Grinderswitch was a southern rock band formed near Macon, Georgia in 1973. Formed from a collaboration of musicians through word of mouth and connections to already established bands and musicians, Grinderswitch became a known act during the peak of the southern rock era. They recorded two albums for Capricorn Records in the mid-1970s, but never achieved the widespread recognition enjoyed by some of the label's other artists, such as The Allman Brothers Band and Marshall Tucker Band. In the UK, they are perhaps best known for their recording "Pickin' the Blues", which was used for many years by the disc jockey John Peel as the theme tune for his BBC radio shows.

==History==
Grinderswitch’s earliest incarnation began in 1972 when Allman Brothers roadie and guitar tech Joe Dan Petty was looking to put a band together. During this time, Dickey Betts was also attempting to form a band due to the uncertain fate of the Allman Brothers Band after the death of Duane Allman. Les Dudek, a guitar player who got word that Dickey Betts was starting a side band from the Allmans, travelled to Macon, Georgia to audition. Dickey’s band was put on hold due to the possibility of a new Allman Brothers album. Dudek was asked by Petty to join his new band but declined, hoping to take part in the new Allman Brothers album. Dudek suggested past "Blue Truth" bandmates Larry Howard and Rick Burnett to Petty. Les Dudek would go on to contribute to Brothers and Sisters. During this time Dru Lombar had also caught wind of Joe Dan Petty forming a band and travelled to Macon to complete the formation of Grinderswitch. The newly formed band went to stay at a farm near Warner Robins, Georgia to rehearse and eventually gain the interest of Paul Hornsby and Phil Walden of Capricorn Records.
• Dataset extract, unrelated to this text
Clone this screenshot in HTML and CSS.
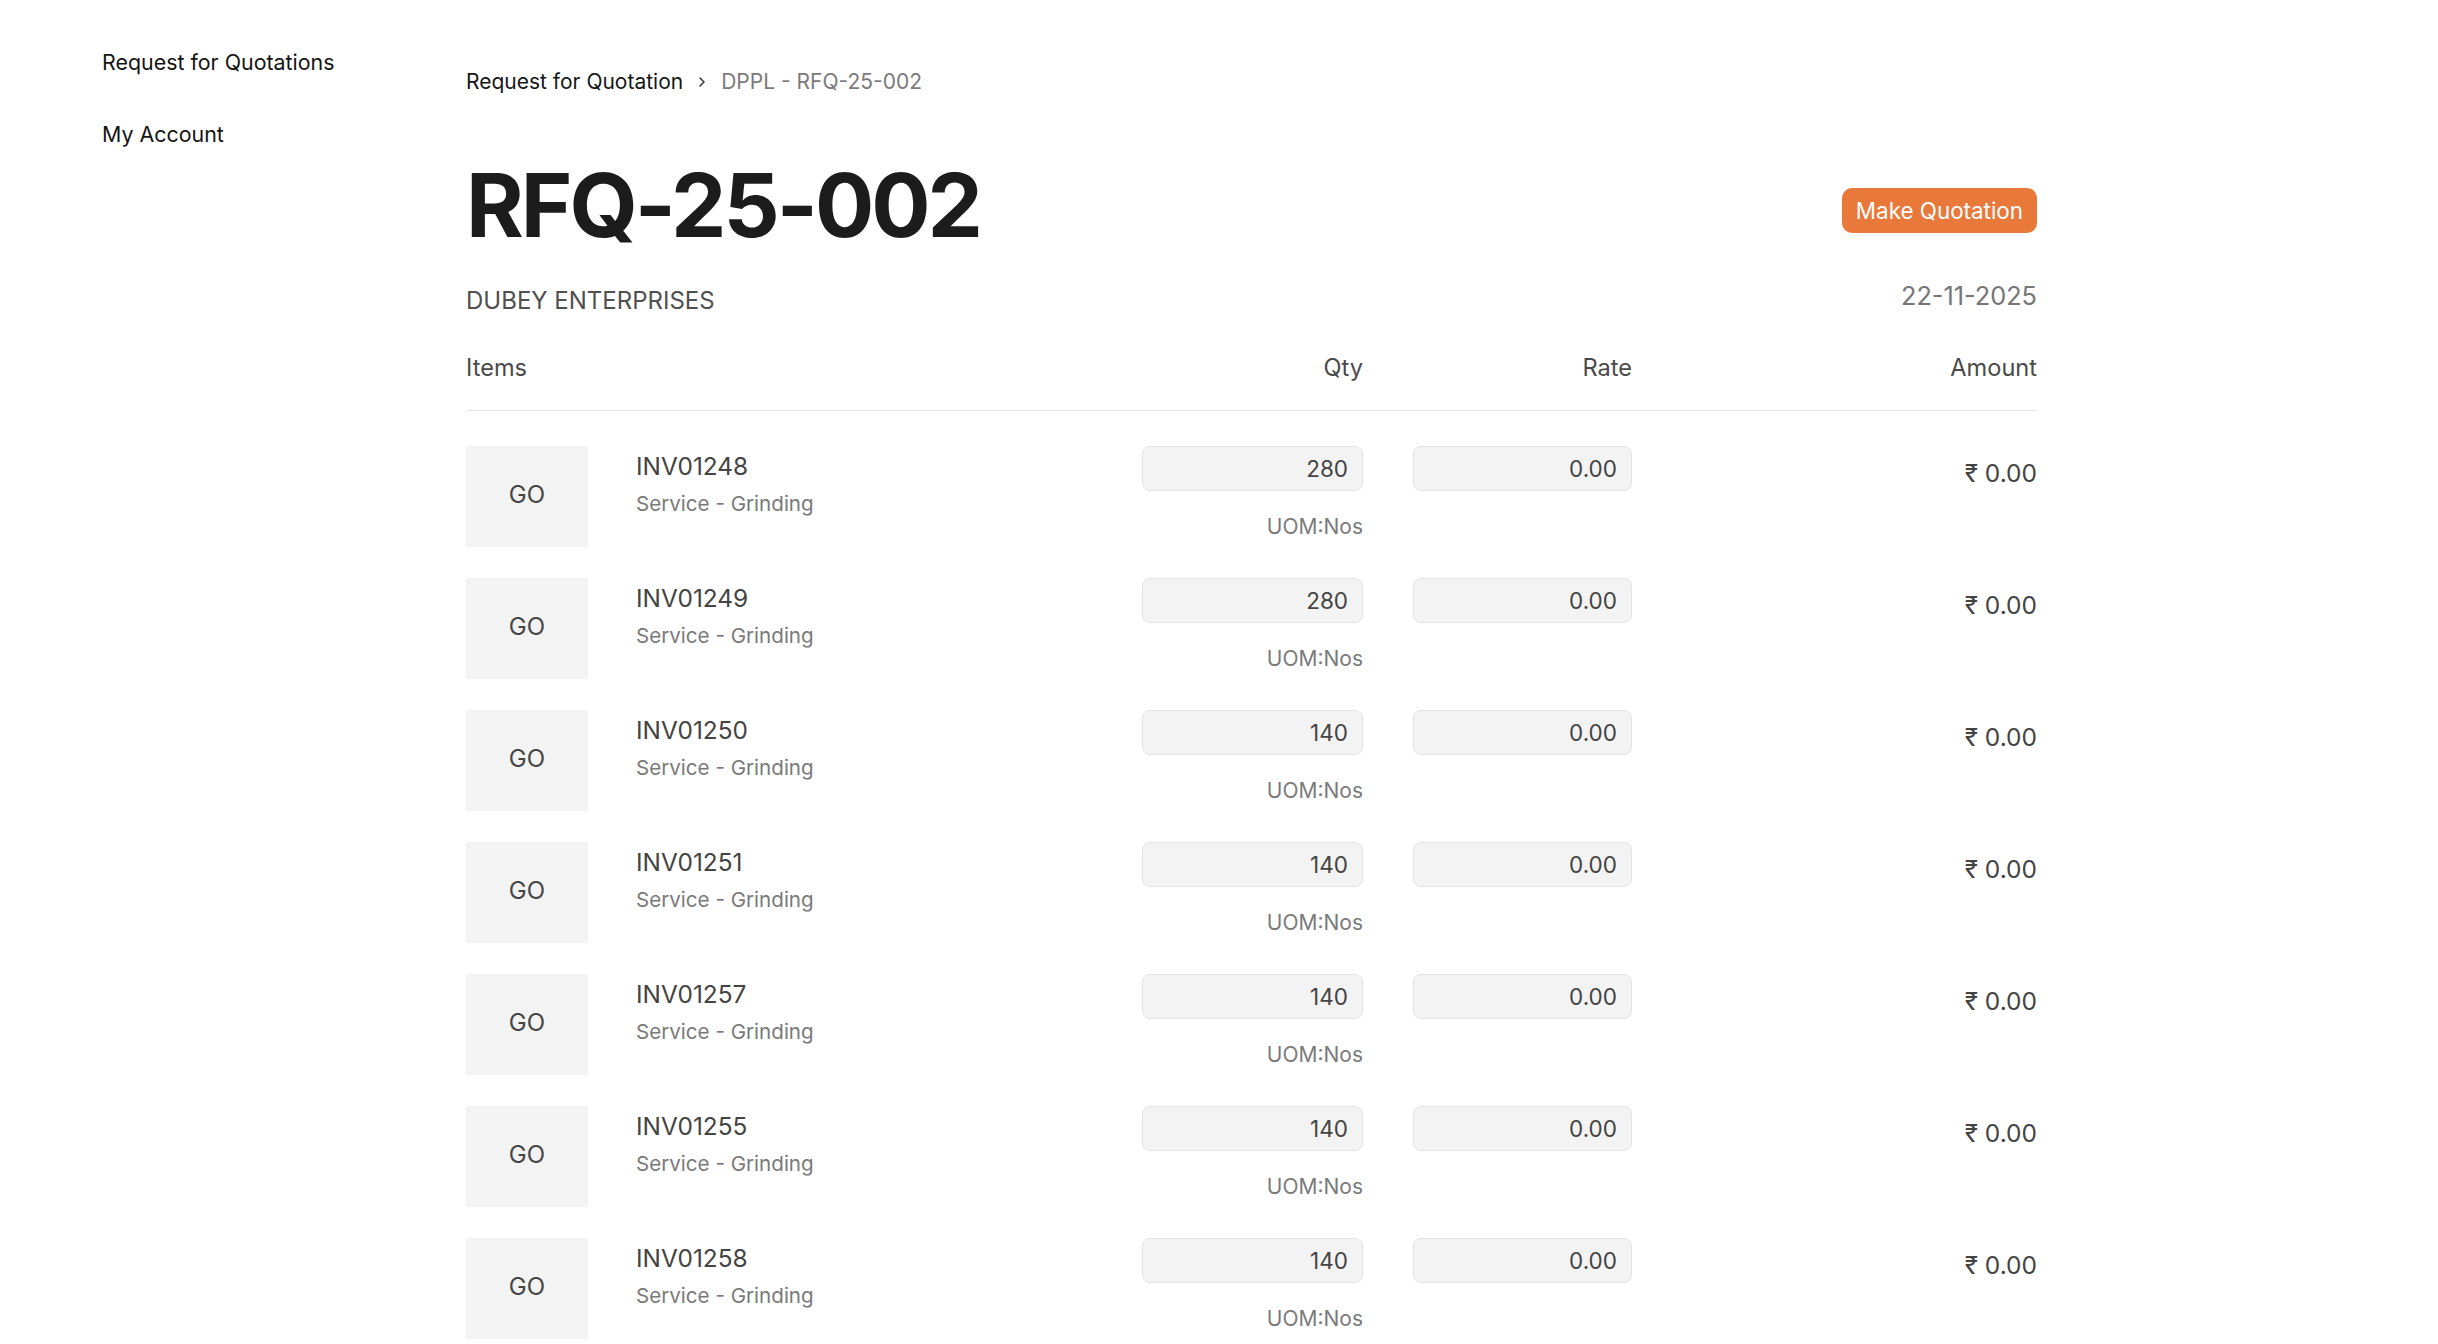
FILE: index.html
```html
<!DOCTYPE html>
<html lang="en">
<head>
<meta charset="utf-8">
<title>RFQ-25-002</title>
<link rel="stylesheet" href="styles.css">
</head>
<body>
<div class="page">
  <aside class="sidebar">
    <a class="side-link" href="#">Request for Quotations</a>
    <a class="side-link" href="#">My Account</a>
  </aside>
  <main class="main">
    <nav class="breadcrumb">
      <a class="crumb" href="#">Request for Quotation</a>
      <svg class="chev" width="10" height="12" viewBox="0 0 10 12"><path d="M3 2 L7 6 L3 10" fill="none" stroke="#333" stroke-width="1.5" stroke-linecap="round" stroke-linejoin="round"/></svg>
      <span class="crumb-current">DPPL - RFQ-25-002</span>
    </nav>
    <div class="title-row">
      <h1 class="title">RFQ-25-002</h1>
      <button class="btn-primary">Make Quotation</button>
    </div>
    <div class="meta-row">
      <div class="supplier">DUBEY ENTERPRISES</div>
      <div class="date">22-11-2025</div>
    </div>
    <div class="grid head">
      <div class="th">Items</div>
      <div class="th right">Qty</div>
      <div class="th right">Rate</div>
      <div class="th right">Amount</div>
    </div>
    <div class="rows">
      <div class="grid row">
        <div class="item"><div class="thumb">GO</div><div class="item-text"><div class="item-code">INV01248</div><div class="item-name">Service - Grinding</div></div></div>
        <div class="qty"><input class="field" value="280" readonly><div class="uom">UOM:Nos</div></div>
        <div><input class="field" value="0.00" readonly></div>
        <div class="amount">₹ 0.00</div>
      </div>
      <div class="grid row">
        <div class="item"><div class="thumb">GO</div><div class="item-text"><div class="item-code">INV01249</div><div class="item-name">Service - Grinding</div></div></div>
        <div class="qty"><input class="field" value="280" readonly><div class="uom">UOM:Nos</div></div>
        <div><input class="field" value="0.00" readonly></div>
        <div class="amount">₹ 0.00</div>
      </div>
      <div class="grid row">
        <div class="item"><div class="thumb">GO</div><div class="item-text"><div class="item-code">INV01250</div><div class="item-name">Service - Grinding</div></div></div>
        <div class="qty"><input class="field" value="140" readonly><div class="uom">UOM:Nos</div></div>
        <div><input class="field" value="0.00" readonly></div>
        <div class="amount">₹ 0.00</div>
      </div>
      <div class="grid row">
        <div class="item"><div class="thumb">GO</div><div class="item-text"><div class="item-code">INV01251</div><div class="item-name">Service - Grinding</div></div></div>
        <div class="qty"><input class="field" value="140" readonly><div class="uom">UOM:Nos</div></div>
        <div><input class="field" value="0.00" readonly></div>
        <div class="amount">₹ 0.00</div>
      </div>
      <div class="grid row">
        <div class="item"><div class="thumb">GO</div><div class="item-text"><div class="item-code">INV01257</div><div class="item-name">Service - Grinding</div></div></div>
        <div class="qty"><input class="field" value="140" readonly><div class="uom">UOM:Nos</div></div>
        <div><input class="field" value="0.00" readonly></div>
        <div class="amount">₹ 0.00</div>
      </div>
      <div class="grid row">
        <div class="item"><div class="thumb">GO</div><div class="item-text"><div class="item-code">INV01255</div><div class="item-name">Service - Grinding</div></div></div>
        <div class="qty"><input class="field" value="140" readonly><div class="uom">UOM:Nos</div></div>
        <div><input class="field" value="0.00" readonly></div>
        <div class="amount">₹ 0.00</div>
      </div>
      <div class="grid row">
        <div class="item"><div class="thumb">GO</div><div class="item-text"><div class="item-code">INV01258</div><div class="item-name">Service - Grinding</div></div></div>
        <div class="qty"><input class="field" value="140" readonly><div class="uom">UOM:Nos</div></div>
        <div><input class="field" value="0.00" readonly></div>
        <div class="amount">₹ 0.00</div>
      </div>
    </div>
  </main>
</div>
</body>
</html>
```

FILE: styles.css
```css
html, body {
  margin: 0;
  padding: 0;
  overflow: hidden;
  background: #ffffff;
}
body {
  font-family: Inter, "DejaVu Sans", "Noto Sans", sans-serif;
  color: #1a1a1a;
}
.page {
  display: flex;
  align-items: flex-start;
}
.sidebar {
  flex: none;
  width: 364px;
  padding: 48px 0 0 102px;
  display: flex;
  flex-direction: column;
  gap: 44px;
}
.side-link {
  font-size: 21.4px;
  line-height: 28px;
  color: #141414;
  text-decoration: none;
}
.main {
  flex: none;
  width: 1571px;
  padding-top: 68px;
}
.breadcrumb {
  display: flex;
  align-items: center;
  font-size: 21px;
  line-height: 28px;
}
.crumb {
  color: #161616;
  text-decoration: none;
}
.chev {
  margin: 0 14px 0 14px;
}
.crumb-current {
  color: #7a7a7a;
}
.title-row {
  display: flex;
  justify-content: space-between;
  align-items: flex-start;
  margin-top: 56px;
}
.title {
  margin: 0;
  font-size: 88px;
  line-height: 106px;
  font-weight: 700;
  color: #1c1c1c;
  letter-spacing: -3px;
}
.btn-primary {
  margin-top: 36px;
  height: 45px;
  padding: 0 14px;
  border: none;
  border-radius: 10px;
  background: #e8793a;
  color: #ffffff;
  font-family: inherit;
  font-size: 22.4px;
}
.meta-row {
  display: flex;
  justify-content: space-between;
  align-items: flex-start;
  margin-top: 27px;
}
.supplier {
  font-size: 24px;
  line-height: 32px;
  color: #505050;
}
.date {
  font-size: 25.3px;
  line-height: 32px;
  color: #767676;
  margin-top: -5px;
}
.grid {
  display: grid;
  grid-template-columns: 1fr 221px 219px 355px;
  column-gap: 50px;
}
.head {
  margin-top: 36px;
  padding-bottom: 27px;
  border-bottom: 1px solid #e6e6e6;
}
.th {
  font-size: 23.6px;
  line-height: 30px;
  color: #4a4a4a;
}
.right {
  text-align: right;
}
.rows {
  padding-top: 35px;
  display: flex;
  flex-direction: column;
  gap: 31px;
}
.item {
  display: flex;
  align-items: flex-start;
  gap: 48px;
}
.thumb {
  flex: none;
  width: 122px;
  height: 101px;
  padding-bottom: 4px;
  box-sizing: border-box;
  background: #f3f3f3;
  display: flex;
  align-items: center;
  justify-content: center;
  font-size: 24px;
  color: #454545;
}
.item-text {
  padding-top: 4px;
}
.item-code {
  font-size: 24.4px;
  line-height: 32px;
  color: #444444;
}
.item-name {
  margin-top: 8px;
  font-size: 20.6px;
  line-height: 28px;
  color: #7a7a7a;
}
.qty {
  display: flex;
  flex-direction: column;
  align-items: flex-end;
}
.field {
  box-sizing: border-box;
  width: 100%;
  height: 45px;
  margin: 0;
  padding: 0 14px;
  border: 1px solid #e3e3e3;
  border-radius: 8px;
  background: #f3f3f3;
  font-family: inherit;
  font-size: 22.5px;
  color: #444444;
  text-align: right;
  outline: none;
}
.uom {
  margin-top: 22px;
  font-size: 21px;
  line-height: 28px;
  color: #7a7a7a;
}
.amount {
  padding-top: 11px;
  text-align: right;
  font-size: 24.5px;
  line-height: 32px;
  color: #444444;
}
```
Grinderswitch would go on to tour with The Allman Brothers Band, The Marshall Tucker Band, The Charlie Daniels Band, Wet Willie, Bonnie Bramlett, Lynyrd Skynyrd, and Raspberries (band) as well as involve many guest musicians on some albums. Grinderswitch was also a participant in the Volunteer Jam. They recorded three albums for Capricorn Records before signing to Rabbitt Records to release what many call their biggest album, Redwing.

==Discography==
===Studio albums===
- Honest to Goodness (1974)
- Macon Tracks (1975)
- Pullin' Together (1976)
- Redwing (1977) US 144
- Right On Time (1980)
- Have Band Will Travel (1981)
- Unfinished Business (1982)
- Ghost Train From Georgia (2004)

===Live albums===
- Live Tracks (1994)
- Live At My Father's Place (2002)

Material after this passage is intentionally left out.